Reduce taxable income by following these two rules when putting together your investment portfolio:
- Own interest producing investments inside of retirement and tax-deferred accounts.
- Own capital gain and qualified dividend producing investments outside of retirement accounts.
Why Does Shifting Investments Reduce Taxable Income?
There are 3 reasons this strategy works to reduce taxable income.
- Interest income is taxed at a higher rate than capital gain and qualified dividend income.
- Interest income inside of a retirement account is not reported as taxable income to you each year. The only time you report taxable income from a retirement account is when you take a withdrawal.
- When owned outside of retirement accounts, investments having a loss can be sold to generate a capital loss that will offset other capital gains. You cannot generate capital losses from investments when they are owned inside of retirement accounts.
Below is a simplified example showing someone who has an allocation of 50% stock/stock mutual funds and 50% bonds/CD’s. In this case, they own all the stocks/stock mutual funds in their IRA, and all of their bonds/CD’s in non-retirement accounts.

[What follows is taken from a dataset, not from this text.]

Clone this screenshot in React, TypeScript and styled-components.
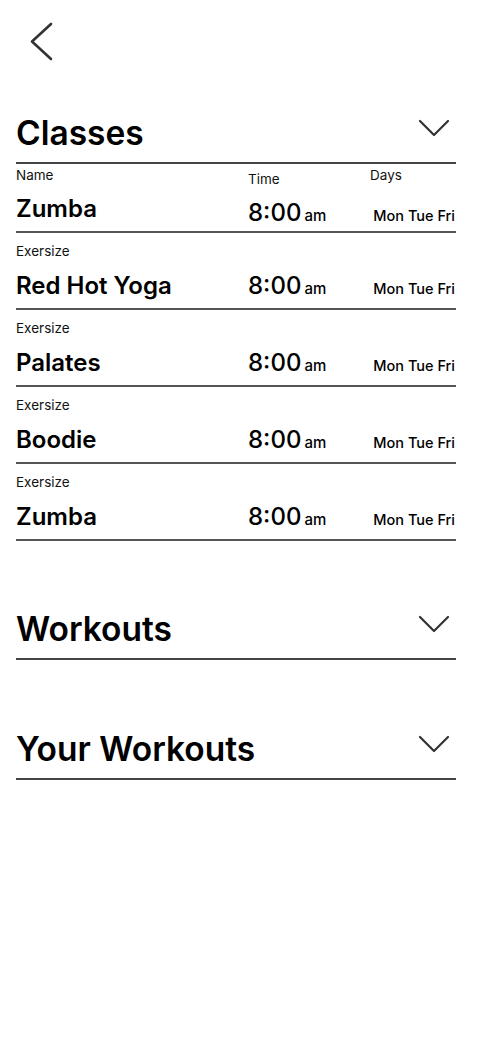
import React from 'react';
import styled, { createGlobalStyle } from 'styled-components';

const GlobalStyle = createGlobalStyle`
  * {
    box-sizing: border-box;
  }
  body {
    margin: 0;
    background: #fff;
    color: #000;
    font-family: Inter, 'Noto Sans', 'Liberation Sans', sans-serif;
  }
`;

const Page = styled.div`
  width: 478px;
  min-height: 1042px;
  padding: 0 22px 0 16px;
`;

const TopBar = styled.div`
  display: flex;
  padding: 19px 0 0 13px;
  height: 63px;
`;

const BackButton = styled.button`
  display: flex;
  padding: 0;
  border: 0;
  background: none;
  cursor: pointer;
`;

const Section = styled.section<{ $space: number }>`
  margin-top: ${(p) => p.$space}px;
`;

const SectionHead = styled.div`
  display: flex;
  justify-content: space-between;
  align-items: flex-start;
  padding: 2px 0 9px;
  border-bottom: 2px solid #444;
`;

const Title = styled.h2`
  margin: 0;
  font-size: 33.5px;
  line-height: 40px;
  font-weight: 600;
`;

const Toggle = styled.svg`
  margin: 6px 6px 0 0;
  flex-shrink: 0;
`;

const Row = styled.div<{ $first?: boolean }>`
  padding: ${(p) => (p.$first ? '3px 0 4px' : '10px 0 8px')};
  border-bottom: 2px solid #555;
`;

const LabelLine = styled.div<{ $first?: boolean }>`
  display: flex;
  align-items: flex-start;
  margin-bottom: ${(p) => (p.$first ? 7 : 12)}px;
`;

const Label = styled.span<{ $width?: number; $drop?: number }>`
  width: ${(p) => (p.$width ? `${p.$width}px` : 'auto')};
  margin-top: ${(p) => p.$drop ?? 0}px;
  font-size: 13.5px;
  line-height: 16px;
  font-weight: 400;
  color: #111;
`;

const ValueLine = styled.div`
  display: flex;
  align-items: baseline;
`;

const Name = styled.span<{ $raise?: boolean }>`
  width: 232px;
  align-self: ${(p) => (p.$raise ? 'flex-start' : 'baseline')};
  font-size: 24px;
  line-height: 29px;
  font-weight: 600;
`;

const Time = styled.span<{ $drop?: number }>`
  width: 122px;
  padding-top: ${(p) => p.$drop ?? 0}px;
  font-size: 24px;
  line-height: 29px;
  font-weight: 500;
`;

const Meridiem = styled.span`
  margin-left: 3px;
  font-size: 15px;
  line-height: 1;
  font-weight: 500;
`;

const Days = styled.span`
  flex: 1;
  text-align: right;
  padding-right: 1px;
  font-size: 14.5px;
  line-height: 18px;
  font-weight: 550;
  white-space: nowrap;
`;

type ClassItem = { name: string; time: string; meridiem: string; days: string };

const classes: ClassItem[] = [
  { name: 'Zumba', time: '8:00', meridiem: 'am', days: 'Mon Tue Fri' },
  { name: 'Red Hot Yoga', time: '8:00', meridiem: 'am', days: 'Mon Tue Fri' },
  { name: 'Palates', time: '8:00', meridiem: 'am', days: 'Mon Tue Fri' },
  { name: 'Boodie', time: '8:00', meridiem: 'am', days: 'Mon Tue Fri' },
  { name: 'Zumba', time: '8:00', meridiem: 'am', days: 'Mon Tue Fri' },
];

function ChevronDown() {
  return (
    <Toggle width="32" height="18" viewBox="0 0 32 18" fill="none">
      <path d="M2 2 L16 16 L30 2" stroke="#333" strokeWidth="2.2" strokeLinecap="round" strokeLinejoin="round" />
    </Toggle>
  );
}

function SectionHeading({ title }: { title: string }) {
  return (
    <SectionHead>
      <Title>{title}</Title>
      <ChevronDown />
    </SectionHead>
  );
}

function ClassRow({ item, first }: { item: ClassItem; first?: boolean }) {
  return (
    <Row $first={first}>
      {first ? (
        <LabelLine $first>
          <Label $width={232}>Name</Label>
          <Label $width={122} $drop={4}>
            Time
          </Label>
          <Label>Days</Label>
        </LabelLine>
      ) : (
        <LabelLine>
          <Label>Exersize</Label>
        </LabelLine>
      )}
      <ValueLine>
        <Name $raise={first}>{item.name}</Name>
        <Time $drop={first ? 4 : 0}>
          {item.time}
          <Meridiem>{item.meridiem}</Meridiem>
        </Time>
        <Days>{item.days}</Days>
      </ValueLine>
    </Row>
  );
}

export default function App() {
  return (
    <>
      <GlobalStyle />
      <Page>
        <TopBar>
          <BackButton aria-label="Back">
            <svg width="26" height="44" viewBox="0 0 26 44" fill="none">
              <path d="M22 5 L3 22.5 L22 40" stroke="#333" strokeWidth="2.6" strokeLinecap="round" strokeLinejoin="round" />
            </svg>
          </BackButton>
        </TopBar>

        <Section $space={48}>
          <SectionHeading title="Classes" />
          {classes.map((item, i) => (
            <ClassRow key={i} item={item} first={i === 0} />
          ))}
        </Section>

        <Section $space={66}>
          <SectionHeading title="Workouts" />
        </Section>

        <Section $space={67}>
          <SectionHeading title="Your Workouts" />
        </Section>
      </Page>
    </>
  );
}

Simplified Example Of How To Rearrange Investments To Reduce Taxable Income
Non tax efficient portfolio:
- IRA Account: $100,000 in stocks/stock mutual funds.
- Non Retirement Account: $100,000 in bonds/ CD’s yielding on average 5%.
This $100,000 is producing $5,000 of taxable income that flows through to your tax return each year. You must pay tax on the $5,000.
Tax efficient portfolio:
- IRA Account: $100,000 in bonds or CD’s yielding on average 5%.
Now, no taxable income is reported each year, unless you choose to take withdrawals from your IRA account.
- Non Retirement Account: $100,000 in stocks/ stock mutual funds.
Capital gains must be reported each year, but now when there are losses they can be used to offset capital gains.
Capital gains are taxed at a lower rate than interest income.
Using passive index funds can significantly reduce annual capital gains distributions.
Of course, common sense says you would not invest all your non-retirement account money in stocks/stock mutual funds. You must keep an adequate amount of money in cash reserves in non-retirements accounts.
Cash reserves are typically invested in things like money markets, CD’s and other safe investments that will generate taxable income.